EXERCISE OBJECTIVE> Copy out the lines that include the word "React".

GIVEN INFORMATION>
· · ·

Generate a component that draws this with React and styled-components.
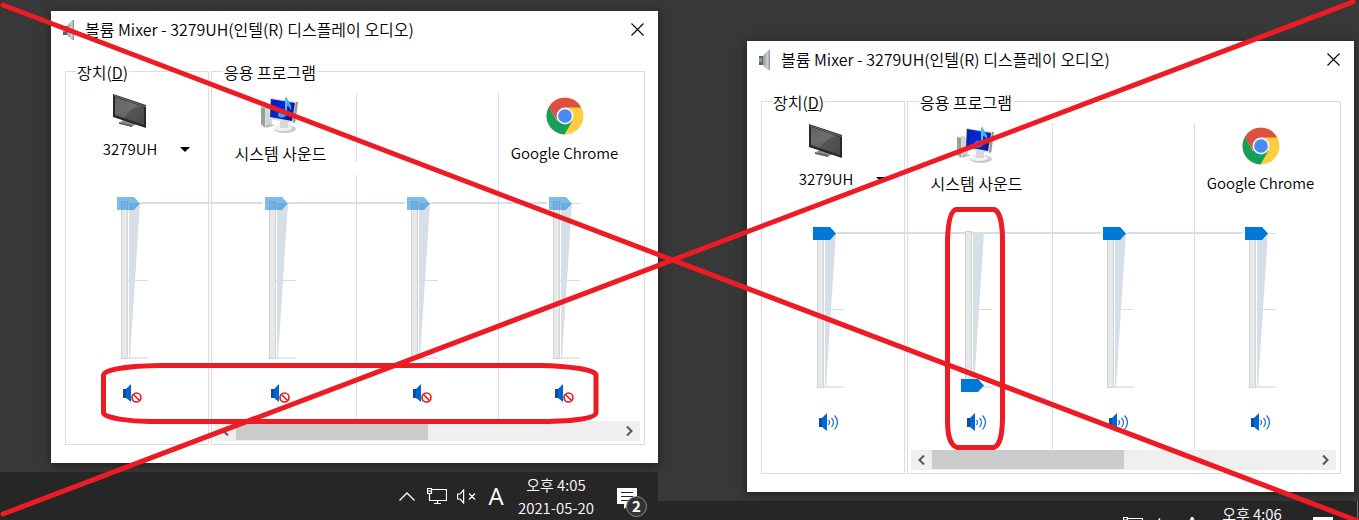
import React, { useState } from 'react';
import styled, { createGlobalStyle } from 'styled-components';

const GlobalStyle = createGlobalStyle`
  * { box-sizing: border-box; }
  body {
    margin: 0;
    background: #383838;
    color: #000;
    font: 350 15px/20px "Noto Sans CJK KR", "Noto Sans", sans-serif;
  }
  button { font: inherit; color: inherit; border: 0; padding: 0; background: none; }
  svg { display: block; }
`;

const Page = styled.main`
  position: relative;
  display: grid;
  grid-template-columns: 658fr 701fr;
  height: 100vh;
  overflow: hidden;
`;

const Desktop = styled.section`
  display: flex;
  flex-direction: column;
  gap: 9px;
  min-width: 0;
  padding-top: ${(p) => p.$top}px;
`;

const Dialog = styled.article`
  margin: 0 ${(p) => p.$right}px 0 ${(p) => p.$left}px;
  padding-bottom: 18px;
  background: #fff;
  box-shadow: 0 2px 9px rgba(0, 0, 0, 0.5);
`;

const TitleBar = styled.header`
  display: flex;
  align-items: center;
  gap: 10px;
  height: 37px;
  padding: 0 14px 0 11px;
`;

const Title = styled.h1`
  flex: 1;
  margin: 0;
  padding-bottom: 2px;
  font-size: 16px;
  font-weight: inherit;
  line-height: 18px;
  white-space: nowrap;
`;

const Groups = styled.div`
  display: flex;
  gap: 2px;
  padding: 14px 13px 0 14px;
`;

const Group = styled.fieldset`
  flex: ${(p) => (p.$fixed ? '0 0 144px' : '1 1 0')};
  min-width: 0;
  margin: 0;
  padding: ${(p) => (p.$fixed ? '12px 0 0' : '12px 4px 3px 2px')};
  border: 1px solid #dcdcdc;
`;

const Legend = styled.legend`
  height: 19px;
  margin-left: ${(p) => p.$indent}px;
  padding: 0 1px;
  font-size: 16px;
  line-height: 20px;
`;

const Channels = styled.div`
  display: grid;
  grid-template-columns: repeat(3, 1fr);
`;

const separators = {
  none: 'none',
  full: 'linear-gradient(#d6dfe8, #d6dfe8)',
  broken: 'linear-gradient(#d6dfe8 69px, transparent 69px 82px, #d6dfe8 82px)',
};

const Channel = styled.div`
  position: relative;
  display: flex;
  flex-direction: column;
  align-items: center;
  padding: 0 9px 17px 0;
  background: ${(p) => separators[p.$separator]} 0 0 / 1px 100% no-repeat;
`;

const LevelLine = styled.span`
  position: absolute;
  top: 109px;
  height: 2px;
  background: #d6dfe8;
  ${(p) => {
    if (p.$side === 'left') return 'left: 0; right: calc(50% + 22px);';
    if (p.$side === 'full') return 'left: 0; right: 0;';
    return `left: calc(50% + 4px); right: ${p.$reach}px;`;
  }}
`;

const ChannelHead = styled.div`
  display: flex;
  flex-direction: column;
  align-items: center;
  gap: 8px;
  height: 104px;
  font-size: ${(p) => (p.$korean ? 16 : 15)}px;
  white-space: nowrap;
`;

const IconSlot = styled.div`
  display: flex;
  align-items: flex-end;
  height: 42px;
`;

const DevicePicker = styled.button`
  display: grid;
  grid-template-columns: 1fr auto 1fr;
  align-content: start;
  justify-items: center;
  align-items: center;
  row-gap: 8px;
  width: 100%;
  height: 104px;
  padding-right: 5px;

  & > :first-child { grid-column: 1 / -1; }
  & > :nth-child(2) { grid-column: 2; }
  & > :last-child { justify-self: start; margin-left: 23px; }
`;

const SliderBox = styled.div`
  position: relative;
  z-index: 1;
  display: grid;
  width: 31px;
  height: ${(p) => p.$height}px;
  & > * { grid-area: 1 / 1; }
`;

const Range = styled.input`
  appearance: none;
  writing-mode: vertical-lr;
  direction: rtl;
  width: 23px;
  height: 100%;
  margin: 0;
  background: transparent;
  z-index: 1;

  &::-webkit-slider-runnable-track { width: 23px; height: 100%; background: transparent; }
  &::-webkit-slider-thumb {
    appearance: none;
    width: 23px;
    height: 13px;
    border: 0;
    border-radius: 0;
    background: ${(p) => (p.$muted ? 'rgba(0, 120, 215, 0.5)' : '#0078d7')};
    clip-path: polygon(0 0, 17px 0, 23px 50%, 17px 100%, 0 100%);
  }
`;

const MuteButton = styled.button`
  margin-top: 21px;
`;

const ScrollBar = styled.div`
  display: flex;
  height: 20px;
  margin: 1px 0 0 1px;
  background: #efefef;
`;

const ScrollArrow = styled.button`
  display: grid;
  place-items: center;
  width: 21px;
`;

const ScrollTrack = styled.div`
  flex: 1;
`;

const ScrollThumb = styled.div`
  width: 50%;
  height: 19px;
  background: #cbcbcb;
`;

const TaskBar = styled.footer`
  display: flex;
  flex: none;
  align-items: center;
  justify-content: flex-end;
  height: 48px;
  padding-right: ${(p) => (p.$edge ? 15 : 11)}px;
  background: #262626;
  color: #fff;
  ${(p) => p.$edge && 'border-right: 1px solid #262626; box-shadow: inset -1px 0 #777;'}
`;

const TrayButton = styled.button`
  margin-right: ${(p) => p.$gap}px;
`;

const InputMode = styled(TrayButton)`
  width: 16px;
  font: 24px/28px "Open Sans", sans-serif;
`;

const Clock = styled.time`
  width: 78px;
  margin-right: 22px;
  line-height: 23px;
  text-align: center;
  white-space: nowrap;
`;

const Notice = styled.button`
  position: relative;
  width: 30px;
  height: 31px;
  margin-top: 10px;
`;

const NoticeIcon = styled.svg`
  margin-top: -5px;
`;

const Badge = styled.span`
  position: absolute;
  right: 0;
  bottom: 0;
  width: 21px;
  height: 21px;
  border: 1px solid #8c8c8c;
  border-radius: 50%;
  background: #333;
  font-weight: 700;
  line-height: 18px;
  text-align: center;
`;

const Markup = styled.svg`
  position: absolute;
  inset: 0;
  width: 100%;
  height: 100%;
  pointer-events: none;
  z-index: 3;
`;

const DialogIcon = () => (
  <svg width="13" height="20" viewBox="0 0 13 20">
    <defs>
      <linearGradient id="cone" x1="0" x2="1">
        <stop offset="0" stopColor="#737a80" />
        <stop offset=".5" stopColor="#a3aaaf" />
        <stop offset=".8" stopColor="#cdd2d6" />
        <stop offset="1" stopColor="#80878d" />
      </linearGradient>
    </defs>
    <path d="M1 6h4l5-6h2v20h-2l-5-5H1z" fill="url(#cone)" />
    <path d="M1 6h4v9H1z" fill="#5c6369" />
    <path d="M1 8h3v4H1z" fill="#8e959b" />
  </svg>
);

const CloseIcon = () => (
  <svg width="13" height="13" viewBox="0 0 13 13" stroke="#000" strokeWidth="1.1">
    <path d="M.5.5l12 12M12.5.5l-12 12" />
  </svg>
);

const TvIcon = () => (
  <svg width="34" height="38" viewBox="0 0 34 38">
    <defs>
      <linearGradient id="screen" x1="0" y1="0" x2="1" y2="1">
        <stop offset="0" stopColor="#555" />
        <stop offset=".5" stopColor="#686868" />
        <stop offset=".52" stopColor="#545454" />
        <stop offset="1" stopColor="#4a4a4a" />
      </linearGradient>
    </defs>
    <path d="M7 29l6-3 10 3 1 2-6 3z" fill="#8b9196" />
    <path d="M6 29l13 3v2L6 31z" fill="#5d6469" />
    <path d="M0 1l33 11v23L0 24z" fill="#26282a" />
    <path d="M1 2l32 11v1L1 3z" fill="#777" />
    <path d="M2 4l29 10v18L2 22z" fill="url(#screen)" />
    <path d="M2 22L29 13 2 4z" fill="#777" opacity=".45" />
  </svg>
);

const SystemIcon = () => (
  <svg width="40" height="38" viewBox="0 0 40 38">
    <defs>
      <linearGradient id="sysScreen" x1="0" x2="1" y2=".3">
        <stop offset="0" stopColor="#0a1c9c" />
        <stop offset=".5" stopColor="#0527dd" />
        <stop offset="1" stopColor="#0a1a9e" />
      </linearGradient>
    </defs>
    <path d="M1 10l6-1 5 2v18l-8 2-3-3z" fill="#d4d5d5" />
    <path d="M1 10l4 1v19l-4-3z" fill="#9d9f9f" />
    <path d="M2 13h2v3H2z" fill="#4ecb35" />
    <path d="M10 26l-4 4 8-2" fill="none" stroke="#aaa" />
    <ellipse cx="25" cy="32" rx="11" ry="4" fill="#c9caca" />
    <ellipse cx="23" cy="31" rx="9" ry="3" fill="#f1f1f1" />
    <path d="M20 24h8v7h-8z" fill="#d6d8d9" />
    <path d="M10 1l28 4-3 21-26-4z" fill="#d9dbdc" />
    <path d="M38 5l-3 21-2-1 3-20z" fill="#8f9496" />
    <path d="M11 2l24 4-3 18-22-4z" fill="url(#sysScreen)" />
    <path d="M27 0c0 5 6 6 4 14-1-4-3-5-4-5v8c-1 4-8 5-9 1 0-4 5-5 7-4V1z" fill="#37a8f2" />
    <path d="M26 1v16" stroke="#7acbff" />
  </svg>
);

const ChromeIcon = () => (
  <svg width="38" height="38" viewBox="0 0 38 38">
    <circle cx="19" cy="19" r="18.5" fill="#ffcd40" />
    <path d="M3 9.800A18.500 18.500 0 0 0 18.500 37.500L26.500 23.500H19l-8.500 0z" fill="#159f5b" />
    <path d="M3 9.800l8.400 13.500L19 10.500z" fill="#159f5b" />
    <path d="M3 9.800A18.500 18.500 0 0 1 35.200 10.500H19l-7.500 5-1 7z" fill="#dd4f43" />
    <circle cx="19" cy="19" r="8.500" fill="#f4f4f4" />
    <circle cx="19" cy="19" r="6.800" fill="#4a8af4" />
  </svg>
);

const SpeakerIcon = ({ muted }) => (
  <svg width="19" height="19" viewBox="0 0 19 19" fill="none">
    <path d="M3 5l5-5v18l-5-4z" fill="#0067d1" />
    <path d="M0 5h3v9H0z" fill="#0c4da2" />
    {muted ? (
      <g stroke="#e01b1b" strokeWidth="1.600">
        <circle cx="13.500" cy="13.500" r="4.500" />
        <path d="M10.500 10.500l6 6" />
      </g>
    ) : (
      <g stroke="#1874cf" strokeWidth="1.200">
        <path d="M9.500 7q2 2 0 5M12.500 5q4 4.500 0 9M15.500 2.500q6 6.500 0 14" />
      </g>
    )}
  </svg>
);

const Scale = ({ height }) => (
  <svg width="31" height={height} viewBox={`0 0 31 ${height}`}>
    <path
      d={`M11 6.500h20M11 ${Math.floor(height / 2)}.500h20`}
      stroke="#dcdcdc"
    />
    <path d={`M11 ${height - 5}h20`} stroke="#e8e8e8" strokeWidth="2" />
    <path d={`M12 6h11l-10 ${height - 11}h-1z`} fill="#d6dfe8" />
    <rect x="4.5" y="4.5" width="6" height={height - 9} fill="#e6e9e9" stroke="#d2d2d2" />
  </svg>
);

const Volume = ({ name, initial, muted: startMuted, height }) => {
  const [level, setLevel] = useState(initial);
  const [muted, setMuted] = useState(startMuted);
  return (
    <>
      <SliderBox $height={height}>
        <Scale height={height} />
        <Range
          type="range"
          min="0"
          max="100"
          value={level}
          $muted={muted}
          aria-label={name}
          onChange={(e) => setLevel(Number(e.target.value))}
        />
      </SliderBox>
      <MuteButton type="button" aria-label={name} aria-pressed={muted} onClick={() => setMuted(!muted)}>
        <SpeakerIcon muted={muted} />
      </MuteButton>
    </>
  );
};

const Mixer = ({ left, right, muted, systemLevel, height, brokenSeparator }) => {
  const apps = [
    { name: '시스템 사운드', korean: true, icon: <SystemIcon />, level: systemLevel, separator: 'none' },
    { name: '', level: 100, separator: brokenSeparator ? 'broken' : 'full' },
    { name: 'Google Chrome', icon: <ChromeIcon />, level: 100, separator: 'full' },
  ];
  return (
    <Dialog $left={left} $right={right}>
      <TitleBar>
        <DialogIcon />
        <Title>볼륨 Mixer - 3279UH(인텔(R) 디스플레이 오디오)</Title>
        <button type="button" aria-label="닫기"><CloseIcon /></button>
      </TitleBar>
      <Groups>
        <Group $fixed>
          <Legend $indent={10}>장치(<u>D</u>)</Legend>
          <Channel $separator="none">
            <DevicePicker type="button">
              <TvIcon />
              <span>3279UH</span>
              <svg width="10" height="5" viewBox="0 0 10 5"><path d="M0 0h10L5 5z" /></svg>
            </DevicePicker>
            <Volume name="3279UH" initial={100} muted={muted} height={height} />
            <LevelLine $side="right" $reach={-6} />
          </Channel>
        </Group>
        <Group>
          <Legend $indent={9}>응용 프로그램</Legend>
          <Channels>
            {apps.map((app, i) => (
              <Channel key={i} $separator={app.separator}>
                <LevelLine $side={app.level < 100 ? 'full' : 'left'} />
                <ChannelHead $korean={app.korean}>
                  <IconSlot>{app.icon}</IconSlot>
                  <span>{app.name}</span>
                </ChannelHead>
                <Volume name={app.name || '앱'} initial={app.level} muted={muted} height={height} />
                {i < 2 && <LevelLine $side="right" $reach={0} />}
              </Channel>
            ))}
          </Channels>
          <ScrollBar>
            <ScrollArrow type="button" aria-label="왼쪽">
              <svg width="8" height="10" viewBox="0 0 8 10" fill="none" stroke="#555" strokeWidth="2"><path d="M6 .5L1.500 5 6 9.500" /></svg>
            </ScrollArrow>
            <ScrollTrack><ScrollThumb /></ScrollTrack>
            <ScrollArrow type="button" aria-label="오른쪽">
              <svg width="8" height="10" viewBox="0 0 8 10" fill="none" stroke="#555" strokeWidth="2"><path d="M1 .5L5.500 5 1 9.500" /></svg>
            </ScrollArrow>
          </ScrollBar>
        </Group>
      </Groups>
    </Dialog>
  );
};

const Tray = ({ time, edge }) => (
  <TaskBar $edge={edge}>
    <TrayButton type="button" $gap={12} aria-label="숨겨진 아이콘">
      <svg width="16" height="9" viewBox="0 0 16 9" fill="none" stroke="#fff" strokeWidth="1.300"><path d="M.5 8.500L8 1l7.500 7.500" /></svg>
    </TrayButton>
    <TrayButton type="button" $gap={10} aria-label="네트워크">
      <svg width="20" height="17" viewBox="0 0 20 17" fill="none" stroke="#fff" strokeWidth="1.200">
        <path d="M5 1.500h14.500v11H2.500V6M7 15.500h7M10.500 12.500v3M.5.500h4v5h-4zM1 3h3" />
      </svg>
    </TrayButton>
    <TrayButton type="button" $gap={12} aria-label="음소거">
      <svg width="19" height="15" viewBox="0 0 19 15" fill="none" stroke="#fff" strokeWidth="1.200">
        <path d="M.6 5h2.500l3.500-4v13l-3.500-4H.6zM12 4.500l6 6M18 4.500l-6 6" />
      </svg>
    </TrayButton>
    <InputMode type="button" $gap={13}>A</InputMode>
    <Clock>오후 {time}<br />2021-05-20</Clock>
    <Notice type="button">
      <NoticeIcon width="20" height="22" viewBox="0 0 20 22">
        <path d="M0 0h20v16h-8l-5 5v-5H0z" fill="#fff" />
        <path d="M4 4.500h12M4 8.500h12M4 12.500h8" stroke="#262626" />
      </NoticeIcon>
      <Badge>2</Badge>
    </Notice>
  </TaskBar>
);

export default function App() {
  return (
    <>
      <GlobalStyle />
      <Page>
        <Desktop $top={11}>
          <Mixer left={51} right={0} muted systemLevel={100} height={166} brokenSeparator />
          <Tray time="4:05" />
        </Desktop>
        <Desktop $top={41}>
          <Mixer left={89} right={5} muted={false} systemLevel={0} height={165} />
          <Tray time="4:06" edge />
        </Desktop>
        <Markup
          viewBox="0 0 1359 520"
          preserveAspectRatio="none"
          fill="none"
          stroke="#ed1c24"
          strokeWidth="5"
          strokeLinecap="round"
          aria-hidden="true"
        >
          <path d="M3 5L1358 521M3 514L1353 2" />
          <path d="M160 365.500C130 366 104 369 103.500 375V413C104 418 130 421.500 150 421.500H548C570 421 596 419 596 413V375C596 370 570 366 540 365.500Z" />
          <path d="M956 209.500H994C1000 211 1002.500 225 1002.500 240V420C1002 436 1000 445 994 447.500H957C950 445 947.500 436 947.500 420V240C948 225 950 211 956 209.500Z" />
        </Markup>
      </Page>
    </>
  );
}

· · ·

OUTPUT BELOW>
Generate a component that draws this with React and styled-components.
import React, { useState } from 'react';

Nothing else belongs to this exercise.